— Максимова, — ответила женщина.

Да, тогда я была не в себе, не стану отрицать. Я до конца не понимаю, сделала ли я ошибку в безумном порыве или спасла себя — фамилия Шульц была слишком известна в нашем городе.

И так Лена Шульц превратилась в Алену Максимову. Лично меня все устраивает.

— Ой, не могу больше! — Лиза хлопает себя по коленям. — Хватит возни с этой картошкой. Пошли в дом. Пашка, бросай ее нафиг!

Собираем картошку и ведра, идем в дом. Быстро приводим себя в порядок и садимся ужинать.
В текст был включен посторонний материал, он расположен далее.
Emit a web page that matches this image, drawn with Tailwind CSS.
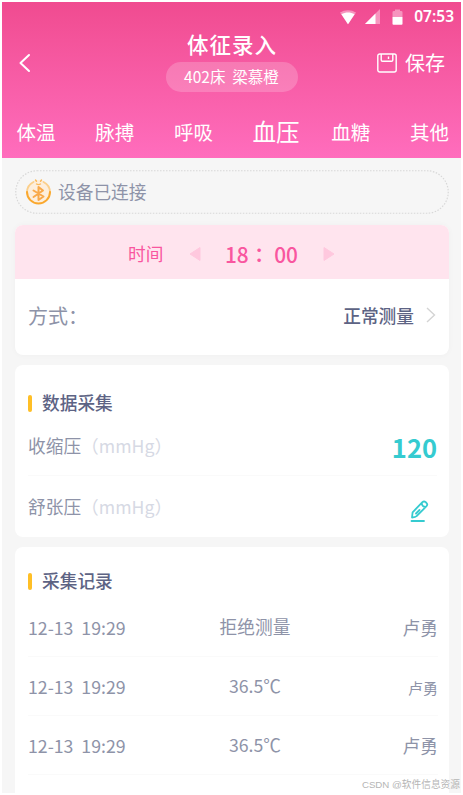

Мы с Пашей после ужина остаемся сидеть у телевизора. Идет какая-то передача про выживание, и я лениво слежу за событиями.

— Мам, — тихо зовет меня сын.

— М-м-м? — поворачиваюсь к нему.

Паша выглядит растерянным, будто не решается завести разговор.

— Мам, можно я перейду в другую школу?

17. Глава 17 

Мама

Пятнадцать лет назад

— То, что было между нами — ошибка, мелкая, — Ваня растирает лицо руками. — Зря ты не ушла вчера, ведь я просил тебя…

— Разве любовь можно назвать ошибкой? — стыдливо кутаюсь в теплую кофту.

— Секс это не любовь, Лена, — хмыкает скептически и поворачивается ко мне: — Значит, так: забудем, ясно? Все равно это не изменит ничего.

— Забудем? — еле-еле лепечу опухшими от долгих поцелуев губами.

— Да, забудем, Лен, — кивает. — Тебе же было хорошо прошлой ночью?

Конечно…

— Давай представим, что между нами ничего не было. Просто одна приятная ошибка, которая больше не повторится.

— Но я люблю тебя, — я чувствую, что будто меня выворачивают наизнанку.

Ваня поднимается, подходит ко мне:

— Поверь, твоя любовь пройдет очень быстро.

— Но…

— Я женюсь, Лен. На следующей неделе мы улетаем в Грецию, Игорь не говорил тебе? — Я не могу пошевелиться, не могу сказать ни слова, все тело прошивает болью. — Все уже решено, и я сделаю это.

— Ты любишь ее? — слезы душат меня.

— Любви не существует, мелкая. Привязанность, страсть, влечение — что угодно. Именно поэтому тебе стоит забыть обо всем, что было между нами. Мне не нужны проблемы, ясно? — спрашивает резко.

— Я не хочу так… — сопротивляюсь и тянусь к нему, хватаю за руки.

Ваня психует, вырывает свои руки из моих, отходит.

— Мне все равно, как ты хочешь, Лена, понимаешь? — бьет меня зло словами. — Я уеду через неделю, и не факт, что вернусь в ближайшие годы. Ты мне не нужна. И я, поверь, тебе не нужен.

Разворачивается, чтобы уйти.

— Ну и пошел ты, Островский! — выпаливаю сквозь слезы. — Катись в свою Грецию, к своей невесте! Давай, беги! Делай все правильно, как велит папочка. Может, тогда ты сможешь заслужить его любовь?!

Беспощадно бью по больному, но потом резко замолкаю.

Это не я… я не могла такое сказать!

Ваня смотрит на меня непроницаемым взглядом, но отвечает не сразу, а когда начинает говорить, голос его кажется механическим:

— Ну вот видишь, Лена. Можешь, когда захочешь.

— Мам, а можно я перейду в другую школу?

Паша опускает взгляд.

— Не поняла…

Сын садится ровнее и смотрит мне прямо в глаза:

— Мам, я бы хотел рассмотреть другую школу, чтобы продолжить обучение.

Смотрю на сына немигающе. Не могу поверить в то, что слышу.

— Почему ты захотел перейти в другую школу? — спрашиваю спокойно, без претензии.

Школа, в которую ходит Паша, недалеко от дома — в паре остановок автобуса. Школа совершенно обыкновенная. И да, Паша учится там с самого первого класса, вот уже семь лет.

— Можно, например, в лицей. У меня отметки хорошие, и там углубленный курс английского, мне пригодится. Помнишь, ты мне предлагала как-то?

Юлит, не отвечая на мой вопрос.

Сажусь ровнее и выключаю телевизор:

— Паш, я предлагала лицей два года назад, если не больше. Ты сказал, что тебя все устраивает в этой школе, да и ты не хочешь так далеко ездить, потому что придется вставать раньше.